Given exercise - Restate each line of the listing exactly, without carrying over any pictures.

Provided data -
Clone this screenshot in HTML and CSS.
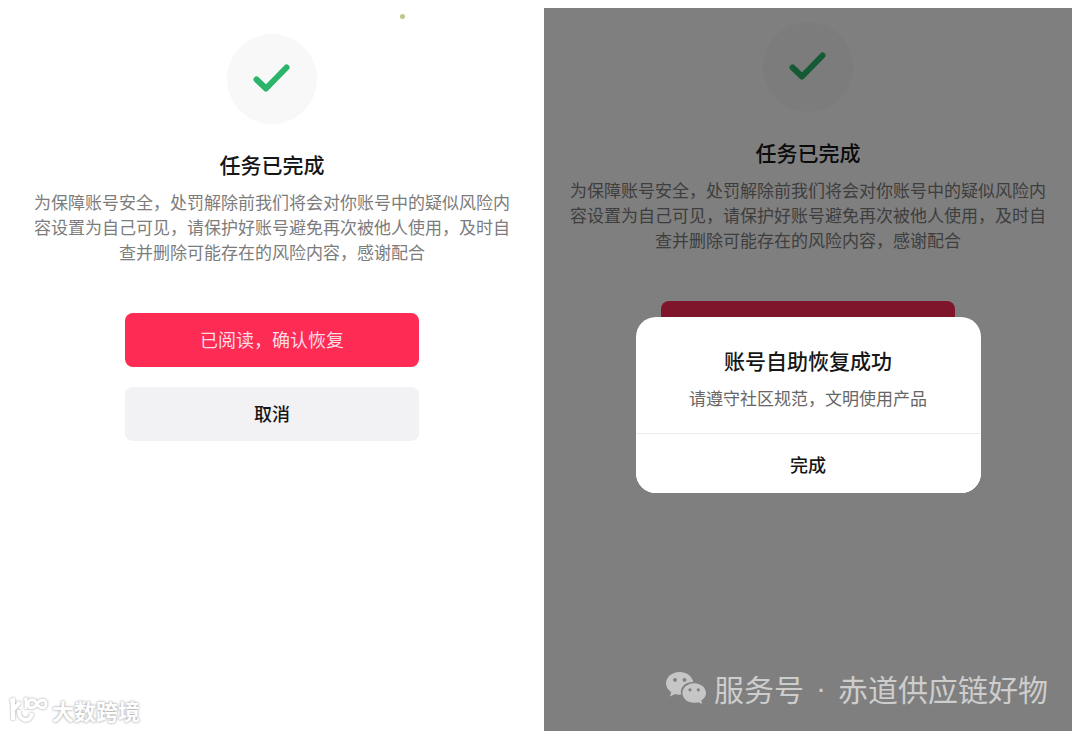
FILE: index.html
```html
<!DOCTYPE html>
<html lang="zh-CN">

<head>
    <meta charset="utf-8">
    <meta name="viewport" content="width=device-width, initial-scale=1">
    <title>任务已完成</title>
    <link rel="stylesheet" href="styles.css">
</head>

<body>
<main class="screens">

    <section class="screen">
        <i class="dot"></i>
        <div class="badge">
            <svg class="check" viewBox="0 0 40 30"><path d="M4.5 15.5 L14 24.5 L34.5 3.5"/></svg>
        </div>
        <h1 class="title">任务已完成</h1>
        <p class="text">为保障账号安全，处罚解除前我们将会对你账号中的疑似风险内容设置为自己可见，请保护好账号避免再次被他人使用，及时自查并删除可能存在的风险内容，感谢配合</p>
        <div class="actions">
            <button class="btn btn-red" type="button">已阅读，确认恢复</button>
            <button class="btn btn-grey" type="button">取消</button>
        </div>

        <div class="brand">
            <svg class="brand-logo" viewBox="0 0 40 28">
                <path class="thick" d="M2 5 L5 4 V24 M5 14 L12 6"/>
                <path class="thick" d="M11 14 C10 26 23 27 24 17"/>
                <path class="thin" d="M16 4 L18 3 V13"/>
                <path class="thin" d="M29 8 C26 2 20 3 20 8 C20 13 26 13 29 8 C32 3 38 3 38 8 C38 13 32 13 29 8 Z"/>
            </svg>
            <span>大数跨境</span>
        </div>
    </section>

    <section class="screen screen-dimmed">
        <div class="badge">
            <svg class="check" viewBox="0 0 40 30"><path d="M4.5 15.5 L14 24.5 L34.5 3.5"/></svg>
        </div>
        <h1 class="title">任务已完成</h1>
        <p class="text">为保障账号安全，处罚解除前我们将会对你账号中的疑似风险内容设置为自己可见，请保护好账号避免再次被他人使用，及时自查并删除可能存在的风险内容，感谢配合</p>
        <div class="actions">
            <button class="btn btn-red" type="button" tabindex="-1"></button>
        </div>

        <!-- popup over the page -->
        <div class="overlay">
            <div class="modal" role="dialog" aria-labelledby="modal-title">
                <div class="modal-body">
                    <h2 class="title" id="modal-title">账号自助恢复成功</h2>
                    <p class="text">请遵守社区规范，文明使用产品</p>
                </div>
                <button class="modal-btn" type="button">完成</button>
            </div>
        </div>

        <div class="account">
            <svg class="wechat" viewBox="0 0 40 32">
                <path fill-rule="evenodd" d="M13.5 0 C6 0 0 5 0 11.3 C0 15 2 18 5.2 20.2 L4 24.5 L9 22 C11 22.6 13 22.8 15.2 22.6 C13.5 15.5 19 10 27.3 10 C26 4 20.5 0 13.5 0 Z M9 6 A1.9 1.9 0 1 1 9 9.8 A1.9 1.9 0 1 1 9 6 Z M18.5 6 A1.9 1.9 0 1 1 18.5 9.8 A1.9 1.9 0 1 1 18.5 6 Z"/>
                <path fill-rule="evenodd" d="M28.2 11.2 C21.7 11.2 16.4 15.6 16.4 21 C16.4 26.5 21.7 30.8 28.2 30.8 C29.7 30.8 31 30.6 32.3 30.2 L36.2 32 L35.2 28.6 C38.2 26.8 40 24 40 21 C40 15.6 34.7 11.2 28.2 11.2 Z M24 16.2 A1.6 1.6 0 1 1 24 19.4 A1.6 1.6 0 1 1 24 16.2 Z M32.3 16.2 A1.6 1.6 0 1 1 32.3 19.4 A1.6 1.6 0 1 1 32.3 16.2 Z"/>
            </svg>
            <span>服务号</span>
            <span class="account-sep">·</span>
            <span>赤道供应链好物</span>
        </div>
    </section>

</main>
</body>
</html>
```

FILE: styles.css
```css
* {
    box-sizing: border-box;
}

body {
    margin: 0;
    background-color: white;
    font-family: "Noto Sans CJK SC", "Liberation Sans", sans-serif;
    color: #161616;
}

h1, h2, p {
    margin: 0;
}

button {
    font-family: inherit;
    border: none;
    padding: 0;
}

.screens {
    display: grid;
    grid-template-columns: 1fr 1fr;
    gap: 8px;
    min-height: 100vh;
    padding: 8px 8px 0;
}

.screen {
    position: relative;
    padding: 26px 24px 0;
    text-align: center;
}
.screen-dimmed {
    padding-top: 14px;
}

.badge {
    display: flex;
    align-items: center;
    justify-content: center;
    width: 90px;
    height: 90px;
    margin: 0 auto 25px;
    border-radius: 50%;
    background-color: #f8f8f8;
}
.check {
    width: 40px;
    height: 30px;
    fill: none;
    stroke: #2cb56a;
    stroke-width: 6;
    stroke-linecap: round;
    stroke-linejoin: round;
}

.title {
    font-size: 21px;
    font-weight: 500;
    line-height: 30px;
}
.text {
    margin-top: 10px;
    font-size: 17px;
    line-height: 25px;
    color: #7c7c7c;
}

.actions {
    display: flex;
    flex-direction: column;
    gap: 20px;
    margin-top: 49px;
    padding: 0 93px;
}
.btn {
    height: 54px;
    padding-bottom: 3px;
    border-radius: 8px;
    font-size: 18px;
}
.btn-red {
    background-color: #fe2b54;
    color: #ffdce4;
}
.btn-grey {
    background-color: #f2f2f5;
    color: #161616;
    font-weight: 500;
}

.dot {
    position: absolute;
    top: 6px;
    left: 392px;
    width: 5px;
    height: 5px;
    border-radius: 50%;
    background-color: #c3c58c;
}

/* popup */
.overlay {
    position: absolute;
    inset: 0;
    padding-top: 309px;
    background-color: rgba(0, 0, 0, 0.5);
}
.modal {
    width: 345px;
    margin: 0 auto;
    border-radius: 20px;
    background-color: white;
    overflow: hidden;
}
.modal-body {
    padding: 28px 20px 23px;
}
.modal .text {
    color: #666;
}
.modal-btn {
    width: 100%;
    height: 60px;
    border-top: 1px solid #ececec;
    background-color: white;
    color: #161616;
    font-size: 18px;
    font-weight: 500;
}

/* marks in the bottom corners */
.brand {
    position: absolute;
    left: 0;
    bottom: 6px;
    display: flex;
    align-items: center;
    gap: 4px;
    color: white;
    font-size: 22px;
    font-weight: 700;
    line-height: 30px;
    text-shadow: 0 0 2px #aaa, 0 0 3px #bbb;
}
.brand-logo {
    width: 40px;
    height: 28px;
    fill: none;
    stroke: white;
    filter: drop-shadow(0 0 1px #999);
}
.brand-logo .thick {
    stroke-width: 4;
}
.brand-logo .thin {
    stroke-width: 3;
}

.account {
    position: absolute;
    right: 24px;
    bottom: 25px;
    display: flex;
    align-items: center;
    gap: 8px;
    color: #cdcdcd;
    font-size: 30px;
    line-height: 36px;
    white-space: nowrap;
}
.account-sep {
    width: 18px;
    font-family: "Liberation Sans", sans-serif;
}
.wechat {
    width: 40px;
    height: 32px;
    fill: #c6c6c6;
}
```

Output for this task -
Clone this screenshot in HTML and CSS.
FILE: index.html
```html
<!DOCTYPE html>
<html lang="zh-CN">

<head>
    <meta charset="utf-8">
    <meta name="viewport" content="width=device-width, initial-scale=1">
    <title>任务已完成</title>
    <link rel="stylesheet" href="styles.css">
</head>

<body>
<main class="screens">

    <section class="screen">
        <i class="dot"></i>
        <div class="badge">
            <svg class="check" viewBox="0 0 40 30"><path d="M4.5 15.5 L14 24.5 L34.5 3.5"/></svg>
        </div>
        <h1 class="title">任务已完成</h1>
        <p class="text">为保障账号安全，处罚解除前我们将会对你账号中的疑似风险内容设置为自己可见，请保护好账号避免再次被他人使用，及时自查并删除可能存在的风险内容，感谢配合</p>
        <div class="actions">
            <button class="btn btn-red" type="button">已阅读，确认恢复</button>
            <button class="btn btn-grey" type="button">取消</button>
        </div>

        <div class="brand">
            <svg class="brand-logo" viewBox="0 0 40 28">
                <path class="thick" d="M2 5 L5 4 V24 M5 14 L12 6"/>
                <path class="thick" d="M11 14 C10 26 23 27 24 17"/>
                <path class="thin" d="M16 4 L18 3 V13"/>
                <path class="thin" d="M29 8 C26 2 20 3 20 8 C20 13 26 13 29 8 C32 3 38 3 38 8 C38 13 32 13 29 8 Z"/>
            </svg>
            <span>大数跨境</span>
        </div>
    </section>

    <section class="screen screen-dimmed">
        <div class="badge">
            <svg class="check" viewBox="0 0 40 30"><path d="M4.5 15.5 L14 24.5 L34.5 3.5"/></svg>
        </div>
        <h1 class="title">任务已完成</h1>
        <p class="text">为保障账号安全，处罚解除前我们将会对你账号中的疑似风险内容设置为自己可见，请保护好账号避免再次被他人使用，及时自查并删除可能存在的风险内容，感谢配合</p>
        <div class="actions">
            <button class="btn btn-red" type="button" tabindex="-1"></button>
        </div>

        <!-- popup over the page -->
        <div class="overlay">
            <div class="modal" role="dialog" aria-labelledby="modal-title">
                <div class="modal-body">
                    <h2 class="title" id="modal-title">账号自助恢复成功</h2>
                    <p class="text">请遵守社区规范，文明使用产品</p>
                </div>
                <button class="modal-btn" type="button">完成</button>
            </div>
        </div>

        <div class="account">
            <svg class="wechat" viewBox="0 0 40 32">
                <path fill-rule="evenodd" d="M13.5 0 C6 0 0 5 0 11.3 C0 15 2 18 5.2 20.2 L4 24.5 L9 22 C11 22.6 13 22.8 15.2 22.6 C13.5 15.5 19 10 27.3 10 C26 4 20.5 0 13.5 0 Z M9 6 A1.9 1.9 0 1 1 9 9.8 A1.9 1.9 0 1 1 9 6 Z M18.5 6 A1.9 1.9 0 1 1 18.5 9.8 A1.9 1.9 0 1 1 18.5 6 Z"/>
                <path fill-rule="evenodd" d="M28.2 11.2 C21.7 11.2 16.4 15.6 16.4 21 C16.4 26.5 21.7 30.8 28.2 30.8 C29.7 30.8 31 30.6 32.3 30.2 L36.2 32 L35.2 28.6 C38.2 26.8 40 24 40 21 C40 15.6 34.7 11.2 28.2 11.2 Z M24 16.2 A1.6 1.6 0 1 1 24 19.4 A1.6 1.6 0 1 1 24 16.2 Z M32.3 16.2 A1.6 1.6 0 1 1 32.3 19.4 A1.6 1.6 0 1 1 32.3 16.2 Z"/>
            </svg>
            <span>服务号</span>
            <span class="account-sep">·</span>
            <span>赤道供应链好物</span>
        </div>
    </section>

</main>
</body>
</html>
```

FILE: styles.css
```css
* {
    box-sizing: border-box;
}

body {
    margin: 0;
    background-color: white;
    font-family: "Noto Sans CJK SC", "Liberation Sans", sans-serif;
    color: #161616;
}

h1, h2, p {
    margin: 0;
}

button {
    font-family: inherit;
    border: none;
    padding: 0;
}

.screens {
    display: grid;
    grid-template-columns: 1fr 1fr;
    gap: 8px;
    min-height: 100vh;
    padding: 8px 8px 0;
}

.screen {
    position: relative;
    padding: 26px 24px 0;
    text-align: center;
}
.screen-dimmed {
    padding-top: 14px;
}

.badge {
    display: flex;
    align-items: center;
    justify-content: center;
    width: 90px;
    height: 90px;
    margin: 0 auto 25px;
    border-radius: 50%;
    background-color: #f8f8f8;
}
.check {
    width: 40px;
    height: 30px;
    fill: none;
    stroke: #2cb56a;
    stroke-width: 6;
    stroke-linecap: round;
    stroke-linejoin: round;
}

.title {
    font-size: 21px;
    font-weight: 500;
    line-height: 30px;
}
.text {
    margin-top: 10px;
    font-size: 17px;
    line-height: 25px;
    color: #7c7c7c;
}

.actions {
    display: flex;
    flex-direction: column;
    gap: 20px;
    margin-top: 49px;
    padding: 0 93px;
}
.btn {
    height: 54px;
    padding-bottom: 3px;
    border-radius: 8px;
    font-size: 18px;
}
.btn-red {
    background-color: #fe2b54;
    color: #ffdce4;
}
.btn-grey {
    background-color: #f2f2f5;
    color: #161616;
    font-weight: 500;
}

.dot {
    position: absolute;
    top: 6px;
    left: 392px;
    width: 5px;
    height: 5px;
    border-radius: 50%;
    background-color: #c3c58c;
}

/* popup */
.overlay {
    position: absolute;
    inset: 0;
    padding-top: 309px;
    background-color: rgba(0, 0, 0, 0.5);
}
.modal {
    width: 345px;
    margin: 0 auto;
    border-radius: 20px;
    background-color: white;
    overflow: hidden;
}
.modal-body {
    padding: 28px 20px 23px;
}
.modal .text {
    color: #666;
}
.modal-btn {
    width: 100%;
    height: 60px;
    border-top: 1px solid #ececec;
    background-color: white;
    color: #161616;
    font-size: 18px;
    font-weight: 500;
}

/* marks in the bottom corners */
.brand {
    position: absolute;
    left: 0;
    bottom: 6px;
    display: flex;
    align-items: center;
    gap: 4px;
    color: white;
    font-size: 22px;
    font-weight: 700;
    line-height: 30px;
    text-shadow: 0 0 2px #aaa, 0 0 3px #bbb;
}
.brand-logo {
    width: 40px;
    height: 28px;
    fill: none;
    stroke: white;
    filter: drop-shadow(0 0 1px #999);
}
.brand-logo .thick {
    stroke-width: 4;
}
.brand-logo .thin {
    stroke-width: 3;
}

.account {
    position: absolute;
    right: 24px;
    bottom: 25px;
    display: flex;
    align-items: center;
    gap: 8px;
    color: #cdcdcd;
    font-size: 30px;
    line-height: 36px;
    white-space: nowrap;
}
.account-sep {
    width: 18px;
    font-family: "Liberation Sans", sans-serif;
}
.wechat {
    width: 40px;
    height: 32px;
    fill: #c6c6c6;
}
```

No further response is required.